# What''s more efficient?



## Apollo18 (Apr 4, 2001)

*What''''s more efficient?*

Hello, people, I have a significant sailing experience, 3+ years (on dinghies), but my racing results always suck, so I wanted to ask for your advice. OK, what''s the more efficient way to get to the mark, using short tacks, or long tacks in a decent wind, and the same question for a weak wind. All help would be appreciated. Anton.


----------



## RichH (Jul 10, 2000)

*What''''s more efficient?*

Very simple (obviously oversimplified) ....
You need to tack on the favorable wind shifts; and, you need to be on the side of course that the wind is coming from. 
Practice while using a handheld GPS using the **VMG** function as the indicator - automatic course optimizer!


----------



## nunoc (Mar 23, 2001)

*What''''s more efficient?*

Look at the guys that always win and do the same. If you are doing the same tacks and you still not doing any better, look at your sail trim. You would be amaized how many people forget to maxize their trim because they are too focus on the course.

Well, those are my two cents. Personally, I try to do as few tacks as possible, since you can loose as much as 15 secs to a min by tacking, and in the class I race, the difference between first and 5th is usually around 10secs, after adjusting (PHRF A)


----------



## Jeff_H (Feb 26, 2000)

*What''''s more efficient?*

Your questions gets to the essense of tactics. While you can''t do a thing without good boat speed, the really big gains are made by being in the right place at the right time.
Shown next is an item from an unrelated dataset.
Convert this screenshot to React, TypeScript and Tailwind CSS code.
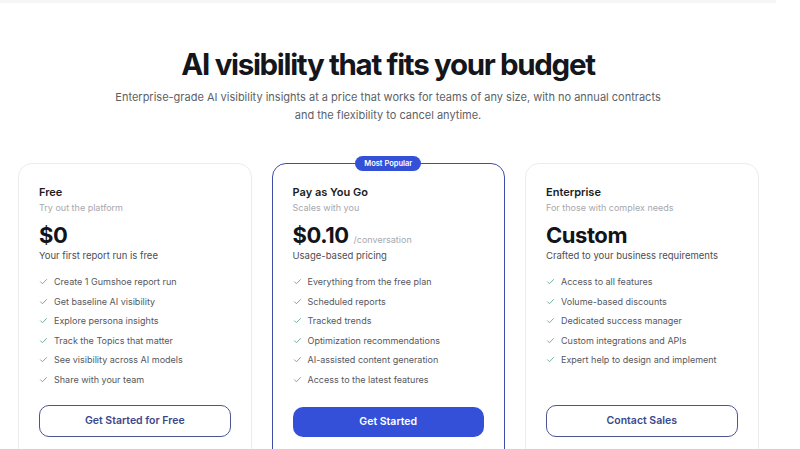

The goal is to sail in the most lifted and most powerful wind for more time than your competition. The key is to doing that is to read the race course. The conditions will tell you how often to tack.
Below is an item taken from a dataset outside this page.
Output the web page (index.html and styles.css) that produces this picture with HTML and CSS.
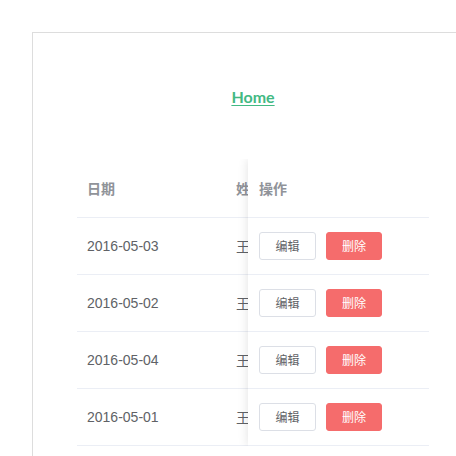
FILE: index.html
```html
<!DOCTYPE html>
<html lang="zh">
<head>
<meta charset="utf-8">
<title>Home</title>
<link rel="stylesheet" href="styles.css">
</head>
<body>
<div class="frame">
  <nav class="nav"><a class="nav-link" href="#">Home</a></nav>
  <div class="table">
    <div class="table-main">
      <div class="row head">
        <div class="cell col-date">日期</div>
        <div class="cell col-name">姓名</div>
      </div>
      <div class="row"><div class="cell col-date">2016-05-03</div><div class="cell col-name">王小虎</div></div>
      <div class="row"><div class="cell col-date">2016-05-02</div><div class="cell col-name">王小虎</div></div>
      <div class="row"><div class="cell col-date">2016-05-04</div><div class="cell col-name">王小虎</div></div>
      <div class="row"><div class="cell col-date">2016-05-01</div><div class="cell col-name">王小虎</div></div>
    </div>
    <div class="table-fixed">
      <div class="row head"><div class="cell col-op">操作</div></div>
      <div class="row"><div class="cell col-op"><button class="btn">编辑</button><button class="btn btn-danger">删除</button></div></div>
      <div class="row"><div class="cell col-op"><button class="btn">编辑</button><button class="btn btn-danger">删除</button></div></div>
      <div class="row"><div class="cell col-op"><button class="btn">编辑</button><button class="btn btn-danger">删除</button></div></div>
      <div class="row"><div class="cell col-op"><button class="btn">编辑</button><button class="btn btn-danger">删除</button></div></div>
    </div>
  </div>
</div>
</body>
</html>
```

FILE: styles.css
```css
html, body {
  margin: 0;
  padding: 0;
  background: #fff;
  overflow: hidden;
}
body {
  font-family: "Liberation Sans", "Noto Sans CJK SC", sans-serif;
  color: #606266;
}
.frame {
  margin: 32px 0 0 32px;
  width: 440px;
  height: 600px;
  border: 1px solid #ddd;
}
.nav {
  height: 126px;
  display: flex;
  align-items: center;
  justify-content: center;
}
.nav-link {
  font-family: "Lato", "Noto Sans", sans-serif;
  font-weight: 700;
  font-size: 16px;
  color: #42b983;
  text-decoration: underline;
  text-underline-offset: 2px;
}
.table {
  margin-left: 44px;
  width: 352px;
  display: flex;
}
.table-main {
  width: 171px;
  overflow: hidden;
}
.table-fixed {
  flex: 1;
  background: #fff;
  box-shadow: 0 0 10px rgba(0, 0, 0, 0.12);
  clip-path: inset(0 0 0 -14px);
}
.row {
  display: flex;
  height: 56px;
  border-bottom: 1px solid #ebeef5;
}
.row.head {
  height: 58px;
  color: #909399;
  font-weight: 700;
}
.cell {
  display: flex;
  align-items: center;
  box-sizing: border-box;
  padding-left: 10px;
  font-size: 14px;
  white-space: nowrap;
  overflow: hidden;
}
.col-date { width: 149px; flex: none; }
.col-name { width: 80px; flex: none; }
.col-op { padding-left: 11px; gap: 10px; }
.btn {
  font-family: "Noto Sans CJK SC", sans-serif;
  font-size: 12px;
  line-height: 12px;
  height: 28px;
  width: 57px;
  padding: 0;
  border: 1px solid #dcdfe6;
  border-radius: 3px;
  background: #fff;
  color: #606266;
}
.btn-danger {
  width: 56px;
  background: #f56c6c;
  border-color: #f56c6c;
  color: #fff;
}
```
On shifty days it is important to stay ''in phase''. In other words on shifty days you tack as necessary to stay on the lifted tack. On steady days you can go further towards the laylines. Unless you are sailing a short leg on a dead steady day with no current you should never bang the corners early. Stuart Walker has written whole books on this subject.

It is a good idea to get out to the course early so you can size things up. You should try to determine how steady the wind is, which parts of the course has the most wind, which parts of the course have the most beneficial or least detrimental currents, which parts of the course are likely to be lifted on which tack. By watching (or sailing up the course) you should begin to get a sense of the pattern of what is happening. Before you ever start the race you should decide how you are going to sail up the leg and where you would like to be on each tack. You need to be watching the course for changes and adapt to those changes but in general, barring something big happening, you should sail your game plan but with caution.
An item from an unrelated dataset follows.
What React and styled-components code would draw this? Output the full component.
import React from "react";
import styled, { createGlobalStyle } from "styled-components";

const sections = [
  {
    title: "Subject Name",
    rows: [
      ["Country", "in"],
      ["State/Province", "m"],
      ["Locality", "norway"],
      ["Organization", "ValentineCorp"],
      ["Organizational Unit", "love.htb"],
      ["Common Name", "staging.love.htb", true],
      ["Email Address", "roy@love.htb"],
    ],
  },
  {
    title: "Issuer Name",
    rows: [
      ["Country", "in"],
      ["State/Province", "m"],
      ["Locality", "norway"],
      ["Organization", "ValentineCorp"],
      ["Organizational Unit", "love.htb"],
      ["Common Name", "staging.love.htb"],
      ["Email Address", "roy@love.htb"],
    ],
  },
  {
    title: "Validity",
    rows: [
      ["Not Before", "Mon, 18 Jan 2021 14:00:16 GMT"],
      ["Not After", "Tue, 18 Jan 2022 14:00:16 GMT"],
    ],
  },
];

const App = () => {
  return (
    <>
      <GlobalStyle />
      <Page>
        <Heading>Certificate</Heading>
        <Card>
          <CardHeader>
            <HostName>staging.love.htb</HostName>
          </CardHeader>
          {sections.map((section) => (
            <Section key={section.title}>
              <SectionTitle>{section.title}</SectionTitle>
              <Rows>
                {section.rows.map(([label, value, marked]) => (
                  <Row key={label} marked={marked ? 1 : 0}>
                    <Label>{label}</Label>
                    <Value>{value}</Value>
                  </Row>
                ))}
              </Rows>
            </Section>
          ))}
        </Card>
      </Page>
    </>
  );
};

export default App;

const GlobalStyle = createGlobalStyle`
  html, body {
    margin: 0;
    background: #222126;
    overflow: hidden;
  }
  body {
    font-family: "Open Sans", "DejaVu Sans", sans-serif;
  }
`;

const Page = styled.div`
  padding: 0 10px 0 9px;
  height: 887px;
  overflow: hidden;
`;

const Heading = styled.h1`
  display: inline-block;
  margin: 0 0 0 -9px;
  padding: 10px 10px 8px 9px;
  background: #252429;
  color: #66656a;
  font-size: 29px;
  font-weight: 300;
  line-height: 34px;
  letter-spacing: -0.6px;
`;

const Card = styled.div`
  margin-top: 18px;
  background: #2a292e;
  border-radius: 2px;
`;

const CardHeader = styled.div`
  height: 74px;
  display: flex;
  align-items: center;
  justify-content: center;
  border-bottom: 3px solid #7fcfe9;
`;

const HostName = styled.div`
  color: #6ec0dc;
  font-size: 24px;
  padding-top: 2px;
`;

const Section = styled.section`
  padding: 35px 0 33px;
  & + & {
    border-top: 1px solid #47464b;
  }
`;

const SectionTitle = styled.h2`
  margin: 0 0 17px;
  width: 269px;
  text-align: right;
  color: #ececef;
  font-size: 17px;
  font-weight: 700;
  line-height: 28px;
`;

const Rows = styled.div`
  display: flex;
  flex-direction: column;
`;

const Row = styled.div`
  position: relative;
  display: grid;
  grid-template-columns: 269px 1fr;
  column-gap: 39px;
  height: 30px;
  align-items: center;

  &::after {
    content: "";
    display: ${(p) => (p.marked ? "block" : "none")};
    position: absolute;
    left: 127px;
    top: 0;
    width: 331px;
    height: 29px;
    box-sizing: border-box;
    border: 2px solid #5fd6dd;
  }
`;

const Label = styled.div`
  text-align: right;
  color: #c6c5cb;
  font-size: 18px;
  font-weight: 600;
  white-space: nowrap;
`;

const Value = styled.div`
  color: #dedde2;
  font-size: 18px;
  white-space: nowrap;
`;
You always want to spend as much time as you can on the favored tack but if you expect the winds to shift big time ''go ugly early''(The term comes from a joke about a guy who always tried to pick up the perfect woman but by the end of the evening ended up going home late at night with who ever was left in the bar. Eventually, he took to immediately striking up a conversation with the homeliest woman in the bar, taking her home and still have time for a decent night''s sleep) . In other words you sometimes need to sail out to the new winds through some less than perfect conditions its can often be better to be the first to do that so you get to the new winds first. You want to be to windward of the fleet on a consistent lift and to leeward of the fleet on a consistent header.

All of that said flyers (going off to some magic spot you think that the fleet has not seen) rarely pay off. The odds are against you when you gamble. If you see that you are going off on your own, unless you are absolutely sure that you are right try to stay near your fleet.

Cross the fleet when you can. So if your plan has paid off, try to tack back when you can so you cna cover the fleet by putting yourself between the fleet and the mark.

When you are out there look at where the really knowledgable sailors are on the course and ask yourself. "Why are they going there?" to make sure there is not something that you may have forgotten (like which mark to round).

Look up the course as you are sailing to guage what is happening. Look at other boats in the area where you are and will be sailing and see what they are doing and mentally catalog what you see so that you can also tell if it has changed over time. Remember what you learned up wind and use the same type of thinking down wind.

If you can keep your speed up, keep your air clear, deal with your fellow competitors, have good boat handling and mark roundings, and still do all of the above you should be able to kick butt and take numbers.

Good luck out there.
Jeff


----------



## TSOJOURNER (Dec 16, 1999)

*What''''s more efficient?*

Starting is everything (almost). If you aren''t finishing well, chances are you aren''t starting well. Try being over early, getting more aggressive with other starters. When you do get ahead, cover. As you stretch out a lead, start paying more attention to the shifts. Avoid the laylines to marks. Good luck.


----------



## rodney.clark (Sep 21, 2000)

*What''''s more efficient?*

North sails has a racing trim guide.
It''s really really good.
Simple to the point and improved me by at least 30%.
Great insights on how to properly trim the sails and a guide to get your boat going beter on all points.
Even beter buy a new suit of sails does wonders for every boat.


----------



## saildutch (May 24, 2001)

*What''''s more efficient?*

Before you start tacking on every windshift, keep in mind to sail towards the mark! It sounds simple and logical however you should see how many make the mistake of sailing away from the mark.


----------